一、requests 网络请求
1.requests 安装
python -m pip install requests
2.requests 的 get 请求
import requests
r = requests.get('https://baidu.com')
print('url', r.url)
print('状态', r.status_code)
print('编码', r.encoding)
print('文本内容', r.text)
print('服务器返回的HTTP消息头', r.headers)
print('客户端发送给服务器的消息头', r.request.headers)
3.get 请求,传递 URL 参数
import requests
url = 'https://baidu.com/s'
payload = {'wd': 'python', 'pn': 10}
r = requests.get(url, params=payload)
print('url', r.url)
4.定制请求头
如果你想为请求添加 HTTP 头部,只要简单地传递一个 dict 给 headers 参数就可以了。
import requests
url = 'https://baidu.com'
headers = {
'Content-Type': 'application/json',
'user-agent': '',
'Authorization': 'Bearer '
}
r = requests.get(url, headers=headers)
5.requests 的 post 请求
import requests
import json
headers = {'Content-Type': 'application/json'}
url = 'https://httpbin.org/post'
data = {
"data": [
{
"name": "商品名称",
"price": 100
}
]
}
r = requests.post(url, data=json.dumps(data), headers=headers)
print(r.text)
二、Beautiful Soup解析网页
1.安装Beautiful Soup与解析器
pip install beautifulsoup4
pip install lxml
2.新建 html_doc.html 文件用来解析
<html>
<head>
<title>The Dormouse's story</title>
</head>
<body>
<p class="title"><b>The Dormouse's story</b></p>
<p class="story">Once upon a time there were three little sisters; and their names were
<a href="https://example.com/elsie" class="sister" id="link1">Elsie</a>,
<a href="https://example.com/lacie" class="sister" id="link2">Lacie</a> and
<a href="https://example.com/tillie" class="sister" id="link3">Tillie</a>;
<a href="JavaScript:;" class="new">new1</a>
and they lived at the bottom of a well.
</p>
<p class="story">This is a new class...<a href="JavaScript:;" class="new">new2</a></p>
</body>
</html>
3.BeautifulSoup解析
from bs4 import BeautifulSoup
soup = BeautifulSoup(open("html_doc.html", "r", encoding="utf-8"), 'lxml')
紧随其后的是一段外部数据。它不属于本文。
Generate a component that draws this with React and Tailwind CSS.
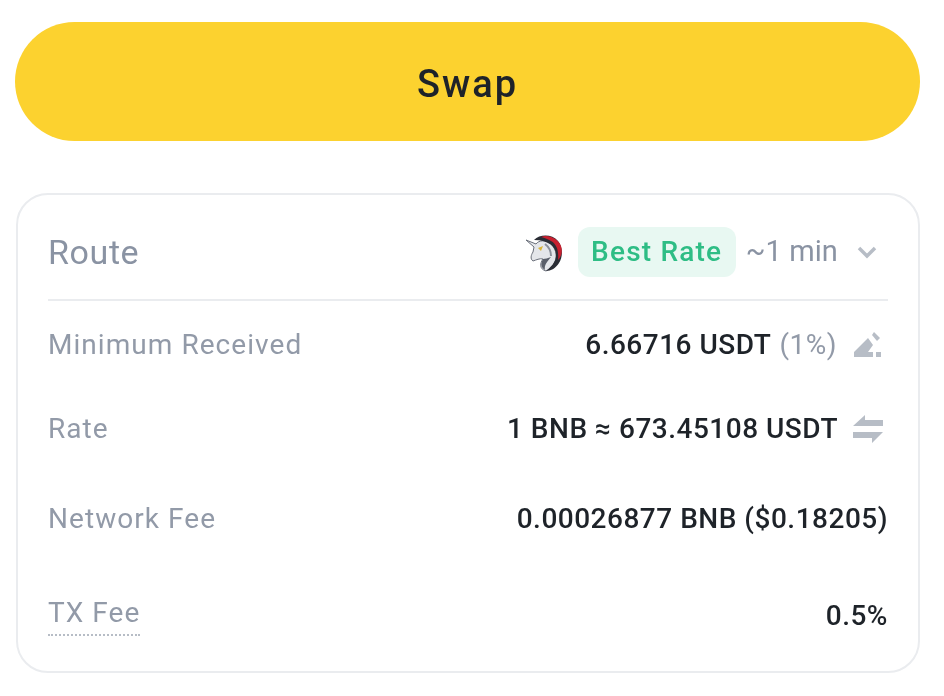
const font = { fontFamily: '"Roboto", "Liberation Sans", sans-serif' };

function Unicorn() {
  return (
    <svg width="40" height="40" viewBox="0 0 40 40">
      <path d="M1 8 L11 12 C14 8 20 8 25 11 C30 15 33 23 30 30 C28 34 25 37 21 39 C14 37 15 31 18 27 C15 26 11 28 8 29 C5 27 6 23 8 20 L9 15 Z" fill="#e4e6ea" stroke="#6a6f7a" strokeWidth="1" />
      <path d="M9 8 C15 2 27 2 33 9 C38 15 38 25 34 31 C31 36 26 39 21 39 C26 35 31 30 31 23 C31 15 24 8 9 8 Z" fill="#2a2d35" />
      <path d="M16 5 C24 2 33 7 36 14 C38 20 36 25 33 28 C34 20 32 12 26 9 C23 7 20 6 16 5 Z" fill="#c8202f" />
      <path d="M13 16 L18 14 L16 19 Z" fill="#d8b43a" />
      <path d="M18 27 C16 31 15 35 20 38 C19 33 22 30 26 25 C23 26 20 27 18 27 Z" fill="#5a5f6a" />
      <path d="M20 12 C24 15 26 19 26 24" fill="none" stroke="#8b909a" strokeWidth="2" />
    </svg>
  );
}

function Row({ label, labelClass = "", children, className = "" }) {
  return (
    <div className={`flex items-center justify-between ${className}`}>
      <span className={`text-[28px] leading-[36px] tracking-[1.05px] text-[#929aa8] ${labelClass}`}>{label}</span>
      <div className="flex items-center text-[28px] font-medium leading-[36px] tracking-[0.5px] text-[#1e2329]">{children}</div>
    </div>
  );
}

export default function App() {
  return (
    <div style={font} className="h-[696px] w-[944px] overflow-hidden bg-white px-[15px] pt-[22px] blur-[0.5px]">
      <button className="flex h-[119px] w-[905px] items-center justify-center rounded-[60px] bg-[#fcd22f] pt-[5px] text-[38px] font-medium tracking-[2px] text-[#1e2329]">
        Swap
      </button>

      <div className="ml-px mt-[52px] h-[480px] w-[904px] rounded-[32px] border-2 border-[#eaecef] px-[30px]">
        <div className="flex h-[106px] items-center justify-between border-b-2 border-[#eaecef] pt-[10px]">
          <span className="text-[34px] tracking-[0.6px] text-[#8a93a3]">Route</span>
          <div className="flex items-center">
            <Unicorn />
            <span className="ml-[13px] flex h-[50px] w-[158px] items-center justify-center rounded-[12px] bg-[#e8f8f2] text-[28px] font-medium tracking-[1.2px] text-[#2ebd85]">
              Best Rate
            </span>
            <span className="ml-[10px] text-[29px] tracking-[0.1px] text-[#8a93a3]">~1 min</span>
            <svg className="ml-[19px] mr-[11px]" width="20" height="14" viewBox="0 0 20 14">
              <path d="M2 3 L10 11 L18 3" fill="none" stroke="#b7bdc6" strokeWidth="3.5" />
            </svg>
          </div>
        </div>

        <Row label="Minimum Received" className="mt-[26px]">
          6.66716 USDT <span className="ml-[8px] font-normal text-[#929aa8]">(1%)</span>
          <svg className="ml-[16px] mr-[5px]" width="30" height="28" viewBox="0 0 30 28">
            <path d="M1 26 V21 L15 7 L20 14 L15 21 H20 V26 Z" fill="#b7bdc6" />
            <path d="M19 4 L21 1 L27 7 L24 10 Z" fill="#b7bdc6" />
            <rect x="23" y="21" width="5" height="5" fill="#b7bdc6" />
          </svg>
        </Row>

        <Row label="Rate" className="mt-[48px]">
          1 BNB ≈ 673.45108 USDT
          <svg className="ml-[14px] mr-[4px]" width="32" height="28" viewBox="0 0 32 28">
            <path d="M1 11 L13 0 V5 H31 V11 Z" fill="#b7bdc6" />
            <path d="M1 17 H31 L20 28 V23 H1 Z" fill="#b7bdc6" />
          </svg>
        </Row>

        <Row label="Network Fee" className="mt-[54px]">
          0.00026877 BNB ($0.18205)
        </Row>

        <Row
          label="TX Fee"
          labelClass="pb-[3px] border-b-2 border-dotted border-[#b7bdc6]"
          className="mt-[58px]"
        >
          0.5%
        </Row>
      </div>
    </div>
  );
}
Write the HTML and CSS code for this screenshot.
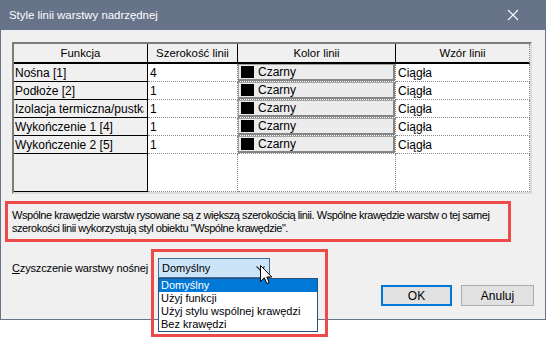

print(soup.title) # html文档<title>标签
print(soup.title.name) # title的标签名
print(soup.title.string) # title 标签的字符
print(soup.title.parent.name) # title的标签父级标签名
print(soup.p) # html文档中第一个 p 标签
print(soup.p['class']) # html文档中第一个 p 标签, class 的值
print(soup.a) # html文档中第一个 a 标签
print(soup.find_all('a')) # html文档中所有 a 标签
print(soup.find(id="link3")) # html文档中 id="link3" 元素
# 从文档中找到所有<a>标签的链接:
for link in soup.find_all('a'):
print(link.get('href'))
# http://example.com/elsie
# http://example.com/lacie
# http://example.com/tillie
# 从文档中获取所有文字内容:
print(soup.get_text())
三、DOM节点的筛选
1、获取指定属性的标签
通过 find_all("标签名", attrs={"属性": "属性值"}) 来查找所有指定属性的DOM节点。
from bs4 import BeautifulSoup
soup = BeautifulSoup(open("html_doc.html", "r", encoding="utf-8"), 'lxml')
newList = soup.find_all("a", attrs={"class": "new"})
for new in newList:
print(new.get_text())
2、通过标签逐层查找
通过select("DOM树")这样爬虫就能精准爬取
from bs4 import BeautifulSoup
soup = BeautifulSoup(open("html_doc.html", "r", encoding="utf-8"), 'lxml')
newList = soup.find_all("a", attrs={"class": "new"})
for new in newList:
print(new.get_text())
a = soup.select("html body p.story a#link1.sister")
print(a)
3、通过 find 的方法
通过 find("标签",class_="属性值") 来查找指定属性值的标签
注意这里使用的是class_,因为class在Python中是保留字,除了class属性外,还可以是id,href,src等属性。
from bs4 import BeautifulSoup
soup = BeautifulSoup(open("html_doc.html", "r", encoding="utf-8"), 'lxml')
print("查找class属性", soup.find("p", class_="title"))
print("查找id属性", soup.find("a", id="link3"))
find 也有一些简写的方法,比如 find("div") 会返回第一个 div 标签所对应的 DOM,find(id="link1")会返回 id 的值为 link1 所对应的 DOM。find 方法可以多次调用,比如 soup.find("head").find("title")。